Dziś (piątek) Sławomir Milewski, który miał poprowadzić drużynę z Grota Roweckiego, poinformował nas, że już nie jest trenerem.
– Zostałem poinformowany o tym, że klub związał się z nowym sponsorem, który wprowadza on własnego trenera oraz sztab. Dostałem pstryczek w nos i jeszcze nigdy nie potraktowano mnie tak jak teraz. Największy żal mam o to, że nie została mi dana szansa – tłumaczył.
Okazało się, że w środę pojawił się poważny sponsor, który chce wprowadzić swojego trenera.

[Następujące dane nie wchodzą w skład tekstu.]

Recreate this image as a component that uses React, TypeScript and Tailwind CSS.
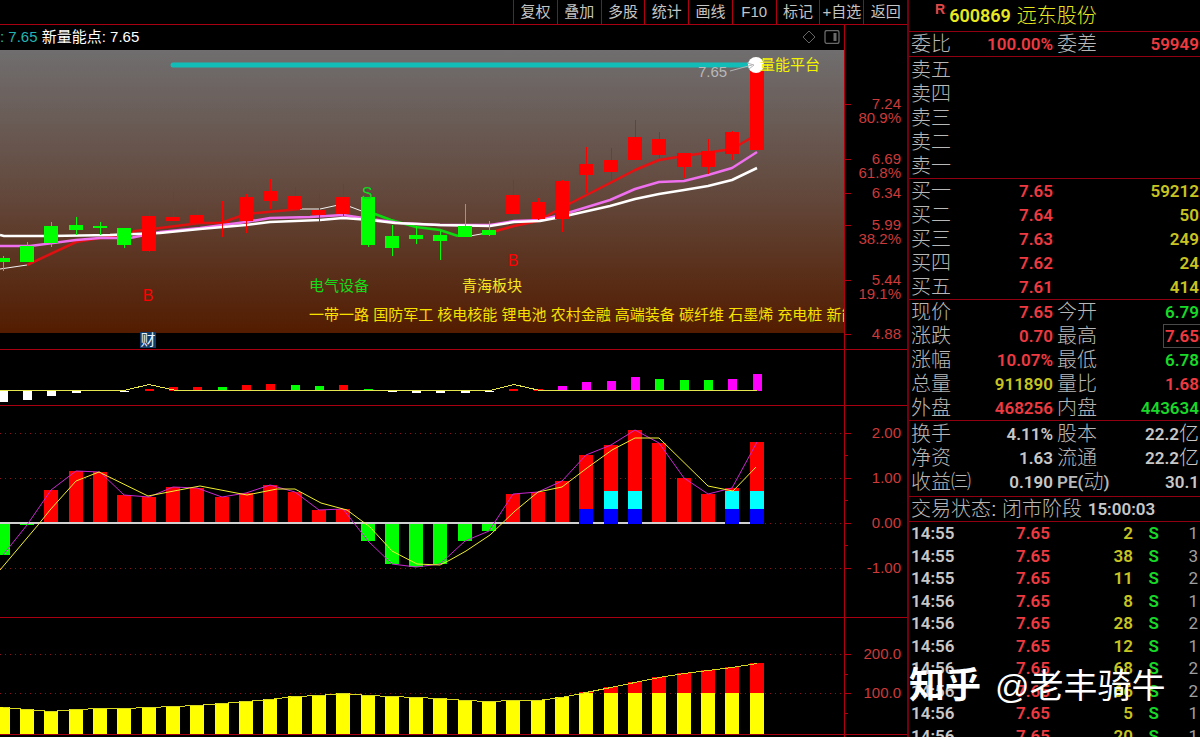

– Nie zrezygnuję z pomocy współfinansowania klubu na rzecz trenera Milewskiego. Bardzo chcieliśmy, żeby został w sztabie szkoleniowym na tych samych warunkach finansowych. Nie byłaby to ujma, mógłby zdobyć doświadczenie – wyjaśnia Kosmala. – Miał podjąć decyzję i odezwać się po południu, a na EPAinfo czytam, że rezygnuje.
Co na to Milewski?
– Rola asystenta w okręgówce jest po prostu śmieszna. Propozycję objęcia podobnego stanowiska miałem już wcześniej, ale za to w III lidze. Zrezygnowałem z niej jednak, bo darzę Pabianice wielką sympatią. Chciałem tu zbudować coś swojego – mówi.
W poniedziałek mamy poznać nazwisko nowego szkoleniowca i co ważne, sponsora.